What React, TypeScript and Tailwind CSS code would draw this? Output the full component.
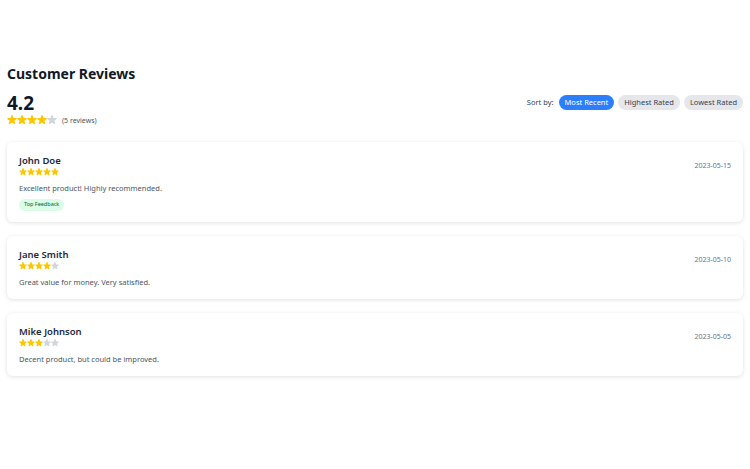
import React from 'react';

type Review = {
  id: number;
  name: string;
  rating: number;
  date: string;
  text: string;
  top?: boolean;
};

const reviews: Review[] = [
  { id: 1, name: 'John Doe', rating: 5, date: '2023-05-15', text: 'Excellent product! Highly recommended.', top: true },
  { id: 2, name: 'Jane Smith', rating: 4, date: '2023-05-10', text: 'Great value for money. Very satisfied.' },
  { id: 3, name: 'Mike Johnson', rating: 3, date: '2023-05-05', text: 'Decent product, but could be improved.' },
];

const Star = ({ filled, size }: { filled: boolean; size: number }) => (
  <svg width={size} height={size} viewBox="2.2 2.2 15.6 15.6" className={filled ? 'text-yellow-400' : 'text-gray-300'}>
    <path
      fill="currentColor"
      d="M9.05 2.93c.3-.92 1.6-.92 1.9 0l1.07 3.29a1 1 0 0 0 .95.69h3.46c.97 0 1.37 1.24.59 1.81l-2.8 2.03a1 1 0 0 0-.36 1.12l1.07 3.29c.3.92-.76 1.69-1.54 1.12l-2.8-2.03a1 1 0 0 0-1.18 0l-2.8 2.03c-.78.57-1.83-.2-1.54-1.12l1.07-3.29a1 1 0 0 0-.36-1.12L2.98 8.72c-.78-.57-.38-1.81.59-1.81h3.46a1 1 0 0 0 .95-.69l1.07-3.29z"
    />
  </svg>
);

const Stars = ({ rating, size }: { rating: number; size: number }) => (
  <div className="flex items-center">
    {[1, 2, 3, 4, 5].map(i => (
      <Star key={i} filled={i <= rating} size={size} />
    ))}
  </div>
);

const App: React.FC = () => {
  return (
    <div className="min-h-screen bg-white text-gray-900" style={{ fontFamily: '"Noto Sans", "Open Sans", sans-serif' }}>
      <div className="px-[7px] pt-[64px]">
        <h2 className="text-[14px] leading-[20px] font-bold mb-[8px]">Customer Reviews</h2>

        {/* Summary + sort */}
        <div className="flex justify-between items-start mb-[16px]">
          <div>
            <div className="text-[19px] leading-[22px] font-bold">4.2</div>
            <div className="flex items-center h-[12px]">
              <Stars rating={4} size={10} />
              <span className="ml-[5px] text-[7px] leading-none text-gray-600">(5 reviews)</span>
            </div>
          </div>
          <div className="flex items-center gap-[4px] mt-[3px]">
            <span className="text-[7.5px] leading-none text-gray-700 mr-[1px]">Sort by:</span>
            <button className="h-[15px] px-[6px] rounded-full bg-blue-500 text-white text-[7.5px] leading-none">Most Recent</button>
            <button className="h-[15px] px-[6px] rounded-full bg-gray-200 text-gray-700 text-[7.5px] leading-none">Highest Rated</button>
            <button className="h-[15px] px-[6px] rounded-full bg-gray-200 text-gray-700 text-[7.5px] leading-none">Lowest Rated</button>
          </div>
        </div>

        {/* Review list */}
        <div className="flex flex-col gap-[14px]">
          {reviews.map(r => (
            <div key={r.id} className="bg-white rounded-md shadow-[0_1px_4px_rgba(0,0,0,0.12)] px-[12px] pt-[12px] pb-[11px]">
              <div className="flex justify-between items-center">
                <div>
                  <div className="text-[9.5px] leading-[13px] font-semibold text-gray-800">{r.name}</div>
                  <div className="h-[9px] flex items-center">
                    <Stars rating={r.rating} size={8} />
                  </div>
                </div>
                <span className="text-[7px] leading-none text-gray-500">{r.date}</span>
              </div>
              <p className="mt-[7px] text-[7.5px] leading-[11px] text-gray-600">{r.text}</p>
              {r.top && (
                <div className="mt-[5px] flex">
                  <span className="inline-flex items-center h-[12px] px-[5px] rounded-full bg-green-100 text-green-800 text-[5.5px] leading-none">
                    Top Feedback
                  </span>
                </div>
              )}
            </div>
          ))}
        </div>
      </div>
    </div>
  );
};

export default App;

#####

Description of the task:
Copy the material above exactly and drop the pictures.

Solution to the problem:
What React, TypeScript and Tailwind CSS code would draw this? Output the full component.
import React from 'react';

type Review = {
  id: number;
  name: string;
  rating: number;
  date: string;
  text: string;
  top?: boolean;
};

const reviews: Review[] = [
  { id: 1, name: 'John Doe', rating: 5, date: '2023-05-15', text: 'Excellent product! Highly recommended.', top: true },
  { id: 2, name: 'Jane Smith', rating: 4, date: '2023-05-10', text: 'Great value for money. Very satisfied.' },
  { id: 3, name: 'Mike Johnson', rating: 3, date: '2023-05-05', text: 'Decent product, but could be improved.' },
];

const Star = ({ filled, size }: { filled: boolean; size: number }) => (
  <svg width={size} height={size} viewBox="2.2 2.2 15.6 15.6" className={filled ? 'text-yellow-400' : 'text-gray-300'}>
    <path
      fill="currentColor"
      d="M9.05 2.93c.3-.92 1.6-.92 1.9 0l1.07 3.29a1 1 0 0 0 .95.69h3.46c.97 0 1.37 1.24.59 1.81l-2.8 2.03a1 1 0 0 0-.36 1.12l1.07 3.29c.3.92-.76 1.69-1.54 1.12l-2.8-2.03a1 1 0 0 0-1.18 0l-2.8 2.03c-.78.57-1.83-.2-1.54-1.12l1.07-3.29a1 1 0 0 0-.36-1.12L2.98 8.72c-.78-.57-.38-1.81.59-1.81h3.46a1 1 0 0 0 .95-.69l1.07-3.29z"
    />
  </svg>
);

const Stars = ({ rating, size }: { rating: number; size: number }) => (
  <div className="flex items-center">
    {[1, 2, 3, 4, 5].map(i => (
      <Star key={i} filled={i <= rating} size={size} />
    ))}
  </div>
);

const App: React.FC = () => {
  return (
    <div className="min-h-screen bg-white text-gray-900" style={{ fontFamily: '"Noto Sans", "Open Sans", sans-serif' }}>
      <div className="px-[7px] pt-[64px]">
        <h2 className="text-[14px] leading-[20px] font-bold mb-[8px]">Customer Reviews</h2>

        {/* Summary + sort */}
        <div className="flex justify-between items-start mb-[16px]">
          <div>
            <div className="text-[19px] leading-[22px] font-bold">4.2</div>
            <div className="flex items-center h-[12px]">
              <Stars rating={4} size={10} />
              <span className="ml-[5px] text-[7px] leading-none text-gray-600">(5 reviews)</span>
            </div>
          </div>
          <div className="flex items-center gap-[4px] mt-[3px]">
            <span className="text-[7.5px] leading-none text-gray-700 mr-[1px]">Sort by:</span>
            <button className="h-[15px] px-[6px] rounded-full bg-blue-500 text-white text-[7.5px] leading-none">Most Recent</button>
            <button className="h-[15px] px-[6px] rounded-full bg-gray-200 text-gray-700 text-[7.5px] leading-none">Highest Rated</button>
            <button className="h-[15px] px-[6px] rounded-full bg-gray-200 text-gray-700 text-[7.5px] leading-none">Lowest Rated</button>
          </div>
        </div>

        {/* Review list */}
        <div className="flex flex-col gap-[14px]">
          {reviews.map(r => (
            <div key={r.id} className="bg-white rounded-md shadow-[0_1px_4px_rgba(0,0,0,0.12)] px-[12px] pt-[12px] pb-[11px]">
              <div className="flex justify-between items-center">
                <div>
                  <div className="text-[9.5px] leading-[13px] font-semibold text-gray-800">{r.name}</div>
                  <div className="h-[9px] flex items-center">
                    <Stars rating={r.rating} size={8} />
                  </div>
                </div>
                <span className="text-[7px] leading-none text-gray-500">{r.date}</span>
              </div>
              <p className="mt-[7px] text-[7.5px] leading-[11px] text-gray-600">{r.text}</p>
              {r.top && (
                <div className="mt-[5px] flex">
                  <span className="inline-flex items-center h-[12px] px-[5px] rounded-full bg-green-100 text-green-800 text-[5.5px] leading-none">
                    Top Feedback
                  </span>
                </div>
              )}
            </div>
          ))}
        </div>
      </div>
    </div>
  );
};

export default App;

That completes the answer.